Scrofano lends a hardened and slightly feral swagger to Wynonna that’s vastly entertaining, particularly in the scenes where she allows Wynonna to match the overwhelming resentment Purgatory's denizens spew in her direction with an equally powerful attitude of having zero Fs to give. Wynonna drinks as much as she wants, screws whomever she wants, and simply does not care what anyone thinks. Being a pariah can be its own superpower.

But Wynonna is Wyatt Earp’s heir and the only person who can wield Peacemaker, a supernatural pistol that sends demons to their final resting place. If you’re saying to yourself, “that sounds a lot like a certain vampire slayer,” why yes. “Wynonna Earp” and the Whedonesque traits displayed by its heroine are intentional.

Showrunner Emily Andras played with the “Buffy” archetype somewhat in a previous adventure hour, the Canadian import “Lost Girl” (“Wynonna Earp” also originated as a comic book series). But plainly Purgatory has characteristics that are downright Hellmouthy. Wynonna has a team around her that includes an immortal Doc Holliday (Tim Rozon) and a geeky sister named Waverly (Dominique Provost-Chalkley), who is in love with a deputy from Purgatory’s sheriff’s office named Nicole (Katherine Barrell).

Wynonna and the crew currently answer to a special law enforcement division called Black Badge that paired her up with a U.S. Marshal named Xavier Dolls (Shamier Anderson); when the agency turned on him Wynonna broke him out and forced him to head out on the lam. In this place they’ve brought in a scientist named Jeremy (Varun Saranga).

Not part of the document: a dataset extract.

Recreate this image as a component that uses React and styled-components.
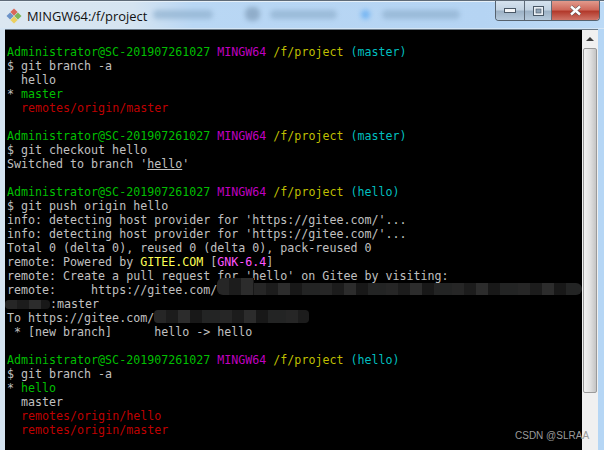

Beyond that, all a person needs to do is settle in to enjoy a breezy hour of Earp-on-monster violence and a developing subplot that threatens the life — and the very soul — of someone Wynonna holds dear.

Much of the show’s winning spirit rests in its exploration of family loyalty and the popular conviction that one’s blood and dynastic ties compel one to fulfill a prescribed destiny. And that’s a theme the series shares somewhat with “Wonder Woman,” although where Diana fervidly embraces her destiny, Wynonna accepts her quest with a lot less enthusiasm.

On the other hand, Wynonna fights demons because she’s good at it, and because the challenge thrills her. And the story of “Wynonna Earp” conveys the sense that when these battles are through, she’ll be delighted to hang up Peacemaker and journey off into the sunset to enjoy a life free of anxiety over when the next attack will come and which form it will take. That’s a dream I’m guessing a lot of us can relate to.